Pada dasarnya, pengurangan risiko bencana (Disaster Risk Reduction) adalah sebagai pengarusutamaan (Mainstreaming) berbagai aktivitas pembangunan. Pengarusutamaan ini ditujukan untuk dapat meningkatkan kapasitas dan menurunan kerentanan.

Dalam Alquran Surah Ali ‘Imran ayat 200 dikatakan bahwasanya orang yang beriman untuk selalu dalam keadaan siaga sebelum akan terjadinya suatu yang membahayakan, “Hai orang-orang yang beriman, bersabarlah kamu dan kuatkanlah kesabaranmu dan tetaplah bersiap siaga dan bertakwalah kepada Allah supaya kamu beruntung”. Lebih lanjut, dalam Surah Al An’aam ayat 131: “Yang demikian itu adalah karena Tuhanmu tidaklah membinasakan kota-kota secara aniaya, sedang penduduknya dalam keadaan lengah”. 

Mitigasi bencana adalah bagian ikhtiar untuk meminimalisir resiko dan dampak bencana. Namun aspek ini sering diabaikan oleh pemerintah sehingga setiap bencana yang terjadi selalu berdampak massal. Mitigasi bencana adalah bagian dari tanggungjawab penguasa dalam mengurus dan melindungi umat yang diwajibkan oleh Islam. 

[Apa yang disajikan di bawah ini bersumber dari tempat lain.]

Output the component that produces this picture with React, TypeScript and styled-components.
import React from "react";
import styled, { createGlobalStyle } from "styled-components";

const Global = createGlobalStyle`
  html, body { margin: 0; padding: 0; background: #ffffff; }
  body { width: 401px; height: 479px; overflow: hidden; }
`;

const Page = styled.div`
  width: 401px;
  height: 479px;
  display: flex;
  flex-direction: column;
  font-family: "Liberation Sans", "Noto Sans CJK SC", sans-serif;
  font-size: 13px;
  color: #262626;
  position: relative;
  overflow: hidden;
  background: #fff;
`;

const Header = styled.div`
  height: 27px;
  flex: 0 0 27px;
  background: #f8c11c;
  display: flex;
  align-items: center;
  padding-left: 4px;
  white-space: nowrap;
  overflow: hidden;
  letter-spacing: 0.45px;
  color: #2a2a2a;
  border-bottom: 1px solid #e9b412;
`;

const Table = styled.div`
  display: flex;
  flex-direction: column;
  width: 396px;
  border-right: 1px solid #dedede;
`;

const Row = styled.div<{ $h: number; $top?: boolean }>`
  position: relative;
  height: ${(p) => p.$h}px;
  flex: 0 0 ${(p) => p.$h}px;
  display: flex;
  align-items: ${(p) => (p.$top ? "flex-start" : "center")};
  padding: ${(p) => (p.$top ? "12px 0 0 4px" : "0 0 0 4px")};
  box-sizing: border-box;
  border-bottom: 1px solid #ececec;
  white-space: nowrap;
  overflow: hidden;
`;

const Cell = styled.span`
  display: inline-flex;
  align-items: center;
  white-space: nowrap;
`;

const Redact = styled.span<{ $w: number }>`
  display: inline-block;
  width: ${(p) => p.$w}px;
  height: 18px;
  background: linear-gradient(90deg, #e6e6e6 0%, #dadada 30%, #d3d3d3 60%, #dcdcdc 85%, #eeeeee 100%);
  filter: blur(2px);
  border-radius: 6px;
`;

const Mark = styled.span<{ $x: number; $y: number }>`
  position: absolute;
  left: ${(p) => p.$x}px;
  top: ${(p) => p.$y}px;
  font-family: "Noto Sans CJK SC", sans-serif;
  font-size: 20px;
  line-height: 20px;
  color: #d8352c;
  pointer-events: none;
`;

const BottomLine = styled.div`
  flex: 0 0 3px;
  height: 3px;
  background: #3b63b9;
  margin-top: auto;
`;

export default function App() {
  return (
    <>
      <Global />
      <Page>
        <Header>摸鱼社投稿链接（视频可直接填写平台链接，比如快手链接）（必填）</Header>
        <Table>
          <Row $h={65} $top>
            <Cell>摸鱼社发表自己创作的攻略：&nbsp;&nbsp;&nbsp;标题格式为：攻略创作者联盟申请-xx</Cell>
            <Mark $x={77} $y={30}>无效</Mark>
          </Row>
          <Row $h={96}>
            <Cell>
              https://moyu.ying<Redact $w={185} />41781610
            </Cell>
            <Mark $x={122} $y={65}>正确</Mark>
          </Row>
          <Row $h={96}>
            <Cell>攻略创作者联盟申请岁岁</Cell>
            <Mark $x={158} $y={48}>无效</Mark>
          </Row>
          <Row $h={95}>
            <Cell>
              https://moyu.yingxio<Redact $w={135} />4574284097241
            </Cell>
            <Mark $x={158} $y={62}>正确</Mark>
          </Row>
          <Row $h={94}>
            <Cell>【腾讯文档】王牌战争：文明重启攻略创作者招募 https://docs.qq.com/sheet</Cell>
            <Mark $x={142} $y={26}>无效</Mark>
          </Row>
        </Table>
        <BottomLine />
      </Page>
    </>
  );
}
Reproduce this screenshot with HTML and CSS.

Penanggulangan bencana dalam Islam ditegakkan diatas akidah Islam dan dijalankan pengaturannya berdasarkan syariat Islam serta ditujukan untuk kemaslahatan ummat. Penanggulangan bencana ini termasuk dalam pengaturan urusan ummat yang merupakan kewajiban negara. Karena Kepala Negara (Imam) adalah penanggungjawab sebagaimana sabda Rasulullah SAW. “seorang Imam adalah pemelihara dan pengatur urusan rakyatnya; ia akan dimintai pertanggungjawaban terhadap rakyatnya (HR Bukhari dan Muslim).  Negara dalam hal ini Khalifah akan merumuskan kebijakan penanggulangan bencana gempa yang meliputi tiga aspek yakni sebelum, saat terjadi dan pasca bencana.[Tri S].